Gujarat H.C : Whether the Tribunal has rightly applied the principles of finding out the cost of right shares laid down by the Supreme Court in the decision of Miss Dhun Dadabhoy Kapadia vs. CIT (1967) 63 ITR 651 (SC)

High Court Of Gujarat

Affection Investments Ltd. vs. Assistant Commissioner Of Income Tax

Section 48, 55(2), 254(1)

Asst. Year 1993-94

D.A. Mehta & S.R. Brahmbhatt, JJ.

Tax Appeal Nos. 170, 171 & 173 of 2003

16th February, 2009

Counsel appeared :

J.P. Shah with Manish J. Shah, for the Appellant : Manish R. Bhatt with Mrs. Mauna M. Bhatt, for the Respondent

JUDGMENT

D.A. MEHTA, J. :

In all the four appeals by a common order dt. 25th June, 2003, following common questions have been formulated by this Court at the time of admission :

“1. Whether the Tribunal has rightly applied the principles of finding out the cost of right shares laid down by the Supreme Court in the decision of Miss Dhun Dadabhoy Kapadia vs. CIT (1967) 63 ITR 651 (SC) ?

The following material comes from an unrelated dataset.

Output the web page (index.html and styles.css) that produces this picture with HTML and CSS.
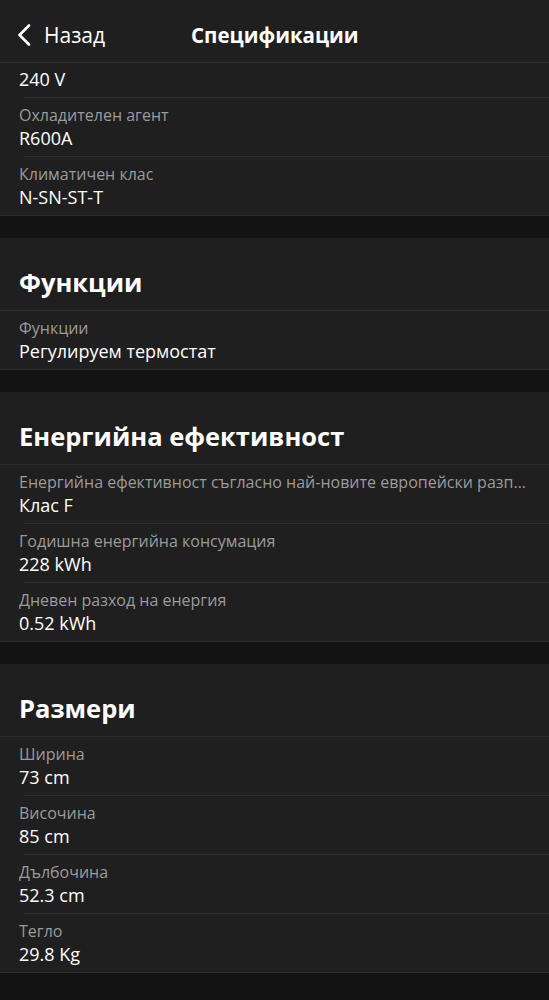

2. Whether the Tribunal should have referred the matter to the Special Bench in accordance with the law laid down by Gujarat High Court in Sayaji Iron & Engg. Co. vs. CIT (2002) 172 CTR (Guj) 339 : (2002) 253 ITR 749 (Guj) and whether its decision is bad and deserves to be quashed for the reason that the matter was not referred to the Special Bench.?” All the four appeals are taken up for hearing and disposal together as they arise out of common order of the Tribunal dt. 19th Feb., 2003 [reported as Asstt. CIT vs. Affection Investments Ltd. (2003) 80 TTJ (Ahd) 278—Ed.] Heard learned counsel appearing for the respective parties. In relation to question No. 1, it is common ground between the parties that the controversy now stands answered by judgment rendered today in case of Asstt. CIT vs. Amazon Investments Ltd. in Tax Appeal No. 556 of 1999 [reported as Asstt. CIT vs. Acropolish Investments Ltd. & Ors. (2009) 222 CTR (Guj) 383—Ed.]. Hence, it is not necessary to set out facts and contentions in detail. Question No. 1 is therefore answered in ‘negative’. The Tribunal was in error in reading and applying the apex Court decision in case of Miss Dhun Dadabhoy Kapadia vs. CIT (1967) 63 ITR 651 (SC) in the manner it did so as to hold that the renunciation of entitlements to the rights to subscribe to convertible debenture/shares will not permit computation of short-term capital loss as claimed by the assessee. Insofar as the second question is concerned, the Tribunal has misdirected itself in law. In para No. 11 of the impugned order, the Tribunal has recorded that it is true that the facts relating to the case of Amazon Investments Ltd. in ITA No. 3610/Ahd/1997 dt. 20th April, 1999 and in the Case No. 3704/Ahd/1997 and others dt. 17th Aug., 1999 decided by the Tribunal are absolutely identical. Thereafter, the Tribunal has gone on to take a different view in relation to the present four cases for various reasons stated in the impugned order.

The law is well settled on this subject. As laid down by this Court in case of Sayaji Iron & Engg. Co. vs. CIT (2002) 172 CTR (Guj) 339 : (2002) 253 ITR 749 (Guj), once the Tribunal had come to the conclusion that the fact situation was identical, to the one obtaining in a decided matter, no Coordinate Bench of the Tribunal has any right or jurisdiction to record a contrary decision, entirely contrary to the one reached by another Co-ordinate Bench of the same Tribunal on same set of facts and circumstances. Mere difference in the Members manning the Tribunal does not vest the subsequent Bench with such power. The principle is based on judicial propriety and the confidence which the litigating public has in judicial hierarchy and the institution. The only course, that is open to the subsequent Co-ordinate Bench, would be to make a reference to the President of the Tribunal as provided in s. 255(3) of the IT Act, 1961 (‘the Act’) to constitute a Special Bench to resolve the controversy. The reasons given in the impugned order by the Bench of the Tribunal for not making a reference to the President under provisions of s. 255(3) of the Act, are, to say the least, not germane and on such specious reasons a Co-ordinate Bench could not have taken a different view of the matter. The second question stands answered accordingly. In the facts and circumstances of the case, the impugned order dt. 19th Feb., 2003 is bad in law and the decision on merits cannot be sustained. The appeals are accordingly allowed in the aforesaid terms with no order as to costs.